My mother’s family, a very wealthy family from Morocco, chose to abandon all of their wealth and belongings, golden bracelets and other treasures, and endangered their own safety smuggling their way in through France, all for the hopes of reaching Zion. They were not driven out of Morocco but rather risked their lives and sacrificed their possessions for the opportunity to finally come home. My father’s family returning home to Palestine from Romania were intercepted, captured, and deported to Cyprus by the British occupier upon their arrival on our shores. The two sides of my family each represent clear examples of the Jewish struggle to return home against British imperialists, preventing my people from entering our land.
But our fight was not just the fight of individual Jews to enter the land, but a national fight to liberate it from British occupation. While our ancestors failed in liberating our land from foreign rule, we succeeded. Motivated by the ancient tribal yearnings of an entire nation, and led by the instinctive emotional impulses of an indigenous people, Jewish freedom fighters gave their lives to free our homeland from British rule. They did not fight to occupy a foreign land but to decolonize and liberate their own land from foreign occupation. And so finally the British left, and we declared independence on our land for the first time in nearly two thousand years.
For us, that meant the beginning of a correction of an historic injustice, that for so long not only inflicted upon us much suffering, but stood in the way of us achieving self-determination, that held us back from fulfilling our collective mission and national aspirations.
And so these are the essentials of the story of my people: We lived here as a sovereign people, we lost our sovereignty, scattered, many of us assimilated, but the descendants of those of us who held on to our culture with whatever remnants of strength we were able to dig out from the despair, returned home, fought and bled to liberate our land.
However, in recent years, our narrative has been corrupted. Our story has been completely turned upside down. According to the international community and to other voices across the world, I am somehow a colonialist in my own land.
I am a Jew, I was born in Israel, not on April but on Adar Bet (a leap year on the Hebrew calendar), I maternally descend from the tribe of Levi (my maternal great grandfather, Saba Refael, was a Levite), the males in my family still wrap t’fillin identical to the ancient second Temple t’fillin found in Qumran, like the ones used by our ancestors, and every year I celebrate the Judean revolt for independence in our historic homeland on Hanukkah, which has been for us a national festival for over two thousand years. Even after hearing it for the millionth time, I cringe every time a Jew refers to our beloved Judean soil – soaked with the blood, sweat, and tears of my people for thousands of years – as the “West Bank” and I can literally burst into tears when hearing the unbearable words “a divided Jerusalem.” And yet despite all this, I am regarded by the international community as a white colonial occupier, a western foreign settler… have I missed any other words?

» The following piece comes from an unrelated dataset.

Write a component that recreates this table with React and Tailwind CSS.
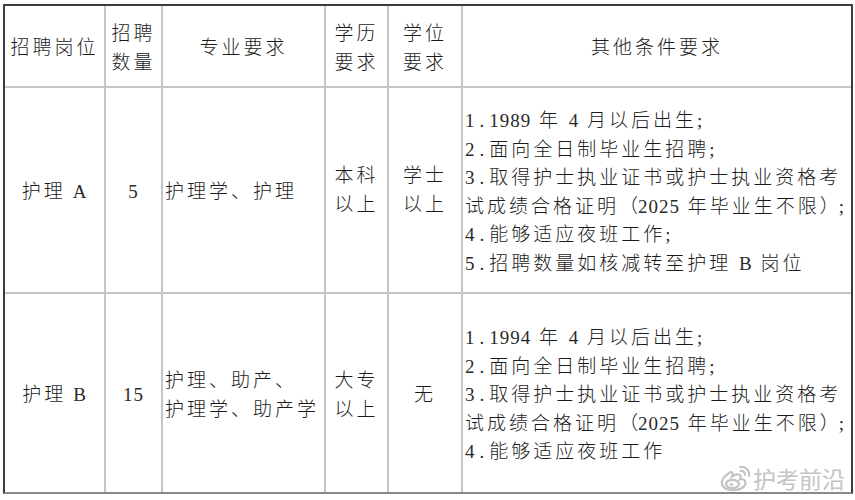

But the reality is that the notion of us being foreign to our land is so strange to us that most Israelis are not even aware that this claim is being raised. And those who are aware of it find it too ridiculous to even address. So we talk about security and Israeli innovation and forget to state the obvious because we assume everybody is on board with us – of course this is our land, we’re Jews and this Judea.
In fact it is noteworthy to mention, that this instinctive indigenous self-identification our people possess so naturally is not only the real reason we were able to force out the British and to liberate so many parts of our homeland in 67, but also why Hamas and other terrorist organizations are so unsuccessful with their tactics. Terrorism, which is an anti-colonial tactic used to drive away real colonialists, doesn’t work on indigenous peoples. In fact, when anti-colonial tactics are used against natives, it generally achieves the very opposite results. When indigenous people feel threatened, feel they are getting pushed off their land, feel themselves under attack, they only fight harder. This can be seen in every part of Israeli society as we speak. Our love for and connection to a sense of belonging here transforms the shadows of threat and fear into a passion for our homeland and an urgency to set out into battle.
Furthermore, the anti-Israeli accusations depicting me and my people as colonialists are not only ridiculous, they are deeply offensive. Nobody has the right to call me a foreigner in the land of my forefathers. Nobody has to redefine my people’s ancient identity for political or theological reasons. Nobody has the right to tell me not to live, breath, walk and if I have to – fight and bleed for Yerushalayim. And I will fight and bleed for Yerushalayim if I have to.
We, of course, know who we are. We know our history and we are collectively as focused on our national missions and aspirations as ever. And so the denial of our narrative does not make us flinch. It does, however, further inflict suffering on both sides and furthers us from our goals, including the goal of peace. Indeed, peace is impossible when the other side refuses to acknowledge at least how we see ourselves.
And so we should clarify to all those that are still in doubt: This is our ancestral homeland. It’s simple. It’s clear. We are its natural inhabitants. We are Semites and not Europeans, Hebrews and not whites, Middle Easterners and not Westerners, we are a people and not a religion. We are indigenous to Judea and to Jerusalem and not to Germany or Sweden. We have a right, an unapologetic right, a proud right, and a just right, to live in all parts of our ancient homeland – especially in places like Hebron, Shkhem and Beit El, places where every grain of dirt tells the story of our people.
We are a nation, and like every nation we are entitled to self-determination in our ancestral homeland. We cannot and will not give up that right.